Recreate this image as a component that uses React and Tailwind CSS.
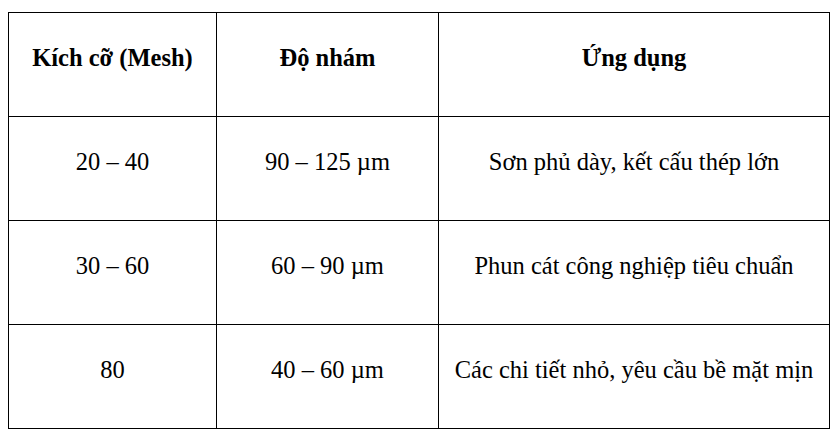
import React from 'react';

const rows = [
  ['20 – 40', '90 – 125 µm', 'Sơn phủ dày, kết cấu thép lớn'],
  ['30 – 60', '60 – 90 µm', 'Phun cát công nghiệp tiêu chuẩn'],
  ['80', '40 – 60 µm', 'Các chi tiết nhỏ, yêu cầu bề mặt mịn'],
];

const App = () => {
  return (
    <div className="bg-white w-[839px] h-[436px] pt-[12px] pl-[8px] text-black">
      <table className="border-collapse table-fixed w-[821px] text-[24.5px] font-['Liberation_Serif','Times_New_Roman',serif]">
        <colgroup>
          <col className="w-[208px]" />
          <col className="w-[222px]" />
          <col className="w-[391px]" />
        </colgroup>
        <thead>
          <tr className="h-[104px]">
            <th className="border border-black font-bold text-center align-middle pb-[13px]">Kích cỡ (Mesh)</th>
            <th className="border border-black font-bold text-center align-middle pb-[13px]">Độ nhám</th>
            <th className="border border-black font-bold text-center align-middle pb-[13px]">Ứng dụng</th>
          </tr>
        </thead>
        <tbody>
          {rows.map((r, i) => (
            <tr key={i} className="h-[104px]">
              {r.map((c, j) => (
                <td key={j} className="border border-black text-center align-middle pb-[12px]">{c}</td>
              ))}
            </tr>
          ))}
        </tbody>
      </table>
    </div>
  );
};

export default App;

____________________

Task instructions: Skip the pictures, then retype every line above exactly.

The solution:
Recreate this image as a component that uses React and Tailwind CSS.
import React from 'react';

const rows = [
  ['20 – 40', '90 – 125 µm', 'Sơn phủ dày, kết cấu thép lớn'],
  ['30 – 60', '60 – 90 µm', 'Phun cát công nghiệp tiêu chuẩn'],
  ['80', '40 – 60 µm', 'Các chi tiết nhỏ, yêu cầu bề mặt mịn'],
];

const App = () => {
  return (
    <div className="bg-white w-[839px] h-[436px] pt-[12px] pl-[8px] text-black">
      <table className="border-collapse table-fixed w-[821px] text-[24.5px] font-['Liberation_Serif','Times_New_Roman',serif]">
        <colgroup>
          <col className="w-[208px]" />
          <col className="w-[222px]" />
          <col className="w-[391px]" />
        </colgroup>
        <thead>
          <tr className="h-[104px]">
            <th className="border border-black font-bold text-center align-middle pb-[13px]">Kích cỡ (Mesh)</th>
            <th className="border border-black font-bold text-center align-middle pb-[13px]">Độ nhám</th>
            <th className="border border-black font-bold text-center align-middle pb-[13px]">Ứng dụng</th>
          </tr>
        </thead>
        <tbody>
          {rows.map((r, i) => (
            <tr key={i} className="h-[104px]">
              {r.map((c, j) => (
                <td key={j} className="border border-black text-center align-middle pb-[12px]">{c}</td>
              ))}
            </tr>
          ))}
        </tbody>
      </table>
    </div>
  );
};

export default App;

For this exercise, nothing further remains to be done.